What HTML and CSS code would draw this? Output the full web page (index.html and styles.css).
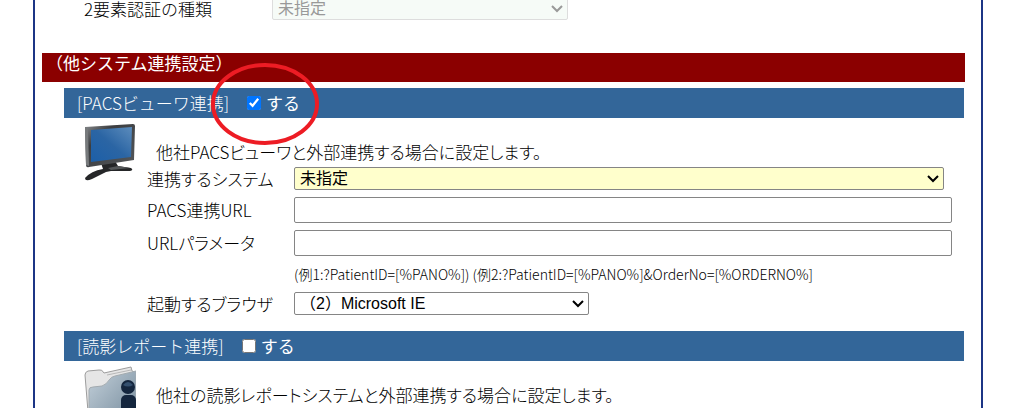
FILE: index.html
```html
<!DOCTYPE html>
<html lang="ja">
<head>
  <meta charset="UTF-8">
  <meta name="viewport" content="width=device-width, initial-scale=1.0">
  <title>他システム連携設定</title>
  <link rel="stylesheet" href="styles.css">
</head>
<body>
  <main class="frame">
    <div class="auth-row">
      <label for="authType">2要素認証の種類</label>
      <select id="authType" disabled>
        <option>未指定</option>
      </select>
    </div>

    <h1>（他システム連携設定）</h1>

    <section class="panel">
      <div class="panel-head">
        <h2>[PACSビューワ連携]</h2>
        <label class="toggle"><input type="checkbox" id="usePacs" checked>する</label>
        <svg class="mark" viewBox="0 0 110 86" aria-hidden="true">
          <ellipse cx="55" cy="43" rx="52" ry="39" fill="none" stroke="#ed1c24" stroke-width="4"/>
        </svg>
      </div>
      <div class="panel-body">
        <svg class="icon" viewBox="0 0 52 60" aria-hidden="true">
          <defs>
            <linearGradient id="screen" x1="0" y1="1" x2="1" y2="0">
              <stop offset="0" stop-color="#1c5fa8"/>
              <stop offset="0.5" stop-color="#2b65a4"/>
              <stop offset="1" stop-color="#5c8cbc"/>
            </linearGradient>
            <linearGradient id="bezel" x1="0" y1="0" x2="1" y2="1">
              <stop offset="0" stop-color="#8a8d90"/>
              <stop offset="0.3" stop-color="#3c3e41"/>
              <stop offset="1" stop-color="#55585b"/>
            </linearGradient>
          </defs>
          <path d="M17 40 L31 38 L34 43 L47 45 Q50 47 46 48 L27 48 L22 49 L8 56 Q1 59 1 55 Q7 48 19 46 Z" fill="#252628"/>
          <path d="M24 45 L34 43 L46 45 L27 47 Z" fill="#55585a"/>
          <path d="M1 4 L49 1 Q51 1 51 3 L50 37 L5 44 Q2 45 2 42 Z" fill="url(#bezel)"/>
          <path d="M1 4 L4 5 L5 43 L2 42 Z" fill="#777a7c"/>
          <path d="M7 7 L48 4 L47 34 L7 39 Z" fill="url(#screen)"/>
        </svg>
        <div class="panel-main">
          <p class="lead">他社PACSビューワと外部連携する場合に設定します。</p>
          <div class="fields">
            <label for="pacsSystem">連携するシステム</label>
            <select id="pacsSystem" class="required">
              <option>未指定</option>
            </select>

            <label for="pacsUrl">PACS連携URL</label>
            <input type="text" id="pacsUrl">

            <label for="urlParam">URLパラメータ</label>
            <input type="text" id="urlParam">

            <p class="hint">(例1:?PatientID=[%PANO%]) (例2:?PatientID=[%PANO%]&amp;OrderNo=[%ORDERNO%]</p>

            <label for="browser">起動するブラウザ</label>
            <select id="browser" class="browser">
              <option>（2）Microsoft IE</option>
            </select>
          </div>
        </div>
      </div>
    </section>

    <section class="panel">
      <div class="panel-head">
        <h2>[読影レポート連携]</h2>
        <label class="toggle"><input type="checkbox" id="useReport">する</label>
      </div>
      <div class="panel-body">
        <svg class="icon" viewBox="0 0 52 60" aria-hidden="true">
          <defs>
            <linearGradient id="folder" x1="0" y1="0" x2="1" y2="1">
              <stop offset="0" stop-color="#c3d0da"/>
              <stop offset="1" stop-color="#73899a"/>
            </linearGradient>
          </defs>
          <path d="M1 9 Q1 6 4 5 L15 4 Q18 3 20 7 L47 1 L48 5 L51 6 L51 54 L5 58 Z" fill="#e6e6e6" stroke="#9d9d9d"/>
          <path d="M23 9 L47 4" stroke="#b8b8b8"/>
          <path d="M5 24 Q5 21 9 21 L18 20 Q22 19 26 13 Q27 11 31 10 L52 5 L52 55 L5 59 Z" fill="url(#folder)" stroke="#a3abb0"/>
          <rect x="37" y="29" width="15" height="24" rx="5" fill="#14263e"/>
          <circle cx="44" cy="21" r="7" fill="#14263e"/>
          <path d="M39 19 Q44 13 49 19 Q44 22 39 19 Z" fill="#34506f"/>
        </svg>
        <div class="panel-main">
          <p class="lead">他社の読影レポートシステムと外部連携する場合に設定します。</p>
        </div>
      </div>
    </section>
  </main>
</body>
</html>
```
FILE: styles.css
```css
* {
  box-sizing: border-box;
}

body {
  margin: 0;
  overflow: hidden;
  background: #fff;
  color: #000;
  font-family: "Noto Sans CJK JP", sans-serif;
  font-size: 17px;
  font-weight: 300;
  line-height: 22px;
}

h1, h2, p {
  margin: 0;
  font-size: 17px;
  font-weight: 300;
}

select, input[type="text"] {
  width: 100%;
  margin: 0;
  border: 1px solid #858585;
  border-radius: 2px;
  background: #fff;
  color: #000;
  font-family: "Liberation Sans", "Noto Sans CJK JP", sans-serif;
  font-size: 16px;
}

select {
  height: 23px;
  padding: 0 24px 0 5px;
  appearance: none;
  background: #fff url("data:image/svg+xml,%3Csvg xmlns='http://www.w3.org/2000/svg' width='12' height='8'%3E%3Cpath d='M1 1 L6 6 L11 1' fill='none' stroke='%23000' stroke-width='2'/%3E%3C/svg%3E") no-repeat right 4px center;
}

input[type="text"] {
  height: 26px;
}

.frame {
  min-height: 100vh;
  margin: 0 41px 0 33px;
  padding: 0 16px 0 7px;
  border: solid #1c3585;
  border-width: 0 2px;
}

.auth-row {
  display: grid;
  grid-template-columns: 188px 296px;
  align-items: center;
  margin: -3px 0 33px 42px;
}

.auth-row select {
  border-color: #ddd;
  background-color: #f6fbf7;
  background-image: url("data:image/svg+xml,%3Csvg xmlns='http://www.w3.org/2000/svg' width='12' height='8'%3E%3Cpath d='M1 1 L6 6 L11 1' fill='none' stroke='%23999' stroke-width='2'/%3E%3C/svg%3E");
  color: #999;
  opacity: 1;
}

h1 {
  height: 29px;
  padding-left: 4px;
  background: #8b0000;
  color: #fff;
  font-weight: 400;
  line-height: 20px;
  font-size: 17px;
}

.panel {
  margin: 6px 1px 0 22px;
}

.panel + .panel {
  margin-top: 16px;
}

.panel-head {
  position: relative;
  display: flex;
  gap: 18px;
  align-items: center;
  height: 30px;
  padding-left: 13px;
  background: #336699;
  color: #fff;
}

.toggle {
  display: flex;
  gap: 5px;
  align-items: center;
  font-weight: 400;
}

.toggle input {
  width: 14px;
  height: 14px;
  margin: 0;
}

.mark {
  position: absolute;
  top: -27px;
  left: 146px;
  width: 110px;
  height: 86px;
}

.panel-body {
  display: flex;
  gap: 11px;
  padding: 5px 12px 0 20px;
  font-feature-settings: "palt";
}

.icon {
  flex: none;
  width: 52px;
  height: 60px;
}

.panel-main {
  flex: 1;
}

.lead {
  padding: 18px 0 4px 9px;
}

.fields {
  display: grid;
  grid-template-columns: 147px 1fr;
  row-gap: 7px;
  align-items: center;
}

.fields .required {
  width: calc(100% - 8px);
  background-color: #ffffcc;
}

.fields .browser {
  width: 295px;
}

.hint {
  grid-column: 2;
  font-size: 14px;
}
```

########

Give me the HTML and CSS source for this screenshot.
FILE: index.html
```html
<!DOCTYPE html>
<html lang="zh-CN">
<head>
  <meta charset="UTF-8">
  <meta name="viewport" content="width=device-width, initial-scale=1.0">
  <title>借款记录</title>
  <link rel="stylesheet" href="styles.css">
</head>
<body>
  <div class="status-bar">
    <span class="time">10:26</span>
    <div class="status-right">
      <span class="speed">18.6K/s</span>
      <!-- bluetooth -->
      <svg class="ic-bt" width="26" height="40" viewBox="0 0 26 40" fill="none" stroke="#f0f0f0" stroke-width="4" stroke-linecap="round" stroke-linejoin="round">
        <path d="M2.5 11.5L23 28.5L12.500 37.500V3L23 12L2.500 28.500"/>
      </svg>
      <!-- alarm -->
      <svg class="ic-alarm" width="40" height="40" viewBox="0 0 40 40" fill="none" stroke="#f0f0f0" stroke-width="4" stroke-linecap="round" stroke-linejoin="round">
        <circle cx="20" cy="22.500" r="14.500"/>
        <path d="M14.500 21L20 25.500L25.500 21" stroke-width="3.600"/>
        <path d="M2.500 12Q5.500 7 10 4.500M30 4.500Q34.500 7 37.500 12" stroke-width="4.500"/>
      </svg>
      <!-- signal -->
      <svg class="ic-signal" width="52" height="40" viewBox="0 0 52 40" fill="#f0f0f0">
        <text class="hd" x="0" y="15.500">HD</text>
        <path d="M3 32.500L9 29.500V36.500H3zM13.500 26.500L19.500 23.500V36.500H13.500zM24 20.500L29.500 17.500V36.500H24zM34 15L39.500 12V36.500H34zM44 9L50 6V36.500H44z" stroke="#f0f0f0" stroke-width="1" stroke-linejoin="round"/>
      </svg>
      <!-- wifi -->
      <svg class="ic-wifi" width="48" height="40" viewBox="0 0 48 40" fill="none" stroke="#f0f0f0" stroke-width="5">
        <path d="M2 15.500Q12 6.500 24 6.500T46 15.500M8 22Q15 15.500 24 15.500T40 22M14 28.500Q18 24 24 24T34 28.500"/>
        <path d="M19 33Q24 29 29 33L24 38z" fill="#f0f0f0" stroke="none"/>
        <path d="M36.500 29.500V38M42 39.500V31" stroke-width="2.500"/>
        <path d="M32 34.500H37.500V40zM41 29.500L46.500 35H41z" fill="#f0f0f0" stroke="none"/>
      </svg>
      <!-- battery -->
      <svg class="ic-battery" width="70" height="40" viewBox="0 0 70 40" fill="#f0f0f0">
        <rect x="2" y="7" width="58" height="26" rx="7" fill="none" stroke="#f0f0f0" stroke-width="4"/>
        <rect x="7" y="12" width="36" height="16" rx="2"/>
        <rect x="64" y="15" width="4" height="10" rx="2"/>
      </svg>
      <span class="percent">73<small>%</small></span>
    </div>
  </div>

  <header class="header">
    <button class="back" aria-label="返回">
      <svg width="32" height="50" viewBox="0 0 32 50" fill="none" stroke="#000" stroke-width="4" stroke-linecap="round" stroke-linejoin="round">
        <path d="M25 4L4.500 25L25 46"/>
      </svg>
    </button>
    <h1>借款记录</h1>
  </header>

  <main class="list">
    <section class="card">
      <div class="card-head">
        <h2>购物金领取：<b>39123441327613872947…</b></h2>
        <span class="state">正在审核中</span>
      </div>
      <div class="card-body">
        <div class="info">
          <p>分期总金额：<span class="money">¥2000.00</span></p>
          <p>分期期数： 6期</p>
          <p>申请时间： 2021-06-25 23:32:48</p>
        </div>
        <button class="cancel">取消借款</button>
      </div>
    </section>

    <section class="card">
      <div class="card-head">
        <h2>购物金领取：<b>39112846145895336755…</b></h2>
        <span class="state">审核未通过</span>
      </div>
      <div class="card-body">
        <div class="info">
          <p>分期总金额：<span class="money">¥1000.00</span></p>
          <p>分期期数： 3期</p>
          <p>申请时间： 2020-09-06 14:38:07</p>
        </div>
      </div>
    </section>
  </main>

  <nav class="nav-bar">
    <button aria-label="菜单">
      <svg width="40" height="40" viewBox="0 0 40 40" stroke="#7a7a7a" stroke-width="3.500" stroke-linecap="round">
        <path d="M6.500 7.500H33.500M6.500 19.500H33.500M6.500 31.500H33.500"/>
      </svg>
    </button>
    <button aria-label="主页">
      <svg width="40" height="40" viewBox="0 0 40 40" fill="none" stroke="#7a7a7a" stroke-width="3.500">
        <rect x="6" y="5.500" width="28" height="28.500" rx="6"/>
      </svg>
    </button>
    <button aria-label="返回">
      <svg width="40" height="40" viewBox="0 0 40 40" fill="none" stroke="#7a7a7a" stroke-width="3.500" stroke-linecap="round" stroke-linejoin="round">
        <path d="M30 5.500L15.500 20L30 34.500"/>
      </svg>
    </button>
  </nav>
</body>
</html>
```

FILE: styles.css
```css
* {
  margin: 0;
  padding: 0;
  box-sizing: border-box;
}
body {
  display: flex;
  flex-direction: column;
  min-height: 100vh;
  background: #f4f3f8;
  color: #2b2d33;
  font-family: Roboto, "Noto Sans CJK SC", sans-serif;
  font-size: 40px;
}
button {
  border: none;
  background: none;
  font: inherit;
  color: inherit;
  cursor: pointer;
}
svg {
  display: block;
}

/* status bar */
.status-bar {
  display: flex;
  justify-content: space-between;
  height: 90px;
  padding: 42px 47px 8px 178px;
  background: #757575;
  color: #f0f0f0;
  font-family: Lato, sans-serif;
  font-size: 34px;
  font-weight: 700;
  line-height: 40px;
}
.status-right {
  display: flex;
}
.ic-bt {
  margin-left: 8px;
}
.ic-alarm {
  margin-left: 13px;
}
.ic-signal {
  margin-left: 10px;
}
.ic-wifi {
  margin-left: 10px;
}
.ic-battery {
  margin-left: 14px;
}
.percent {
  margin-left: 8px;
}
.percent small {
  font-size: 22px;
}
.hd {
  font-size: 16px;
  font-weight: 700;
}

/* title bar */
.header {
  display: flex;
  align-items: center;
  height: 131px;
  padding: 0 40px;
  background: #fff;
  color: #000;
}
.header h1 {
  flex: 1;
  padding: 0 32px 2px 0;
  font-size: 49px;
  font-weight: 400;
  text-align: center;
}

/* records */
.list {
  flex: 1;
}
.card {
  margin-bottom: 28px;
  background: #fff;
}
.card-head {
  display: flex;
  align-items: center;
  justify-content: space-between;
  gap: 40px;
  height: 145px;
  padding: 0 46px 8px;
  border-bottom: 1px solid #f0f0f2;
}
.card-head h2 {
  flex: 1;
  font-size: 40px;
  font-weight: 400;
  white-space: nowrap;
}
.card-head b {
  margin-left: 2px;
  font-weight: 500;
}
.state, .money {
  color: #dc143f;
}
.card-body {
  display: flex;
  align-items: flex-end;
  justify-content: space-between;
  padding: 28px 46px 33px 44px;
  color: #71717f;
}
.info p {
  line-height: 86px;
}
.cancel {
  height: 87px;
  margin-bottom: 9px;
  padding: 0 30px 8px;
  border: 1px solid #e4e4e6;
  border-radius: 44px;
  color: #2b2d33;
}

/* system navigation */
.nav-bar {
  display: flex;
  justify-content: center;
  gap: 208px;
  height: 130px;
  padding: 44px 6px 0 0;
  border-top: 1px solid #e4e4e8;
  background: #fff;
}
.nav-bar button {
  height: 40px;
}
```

########

Required task:
Using the entries above, return each line in which the word "this" occurs.

Exercise answer:
What HTML and CSS code would draw this? Output the full web page (index.html and styles.css).
Give me the HTML and CSS source for this screenshot.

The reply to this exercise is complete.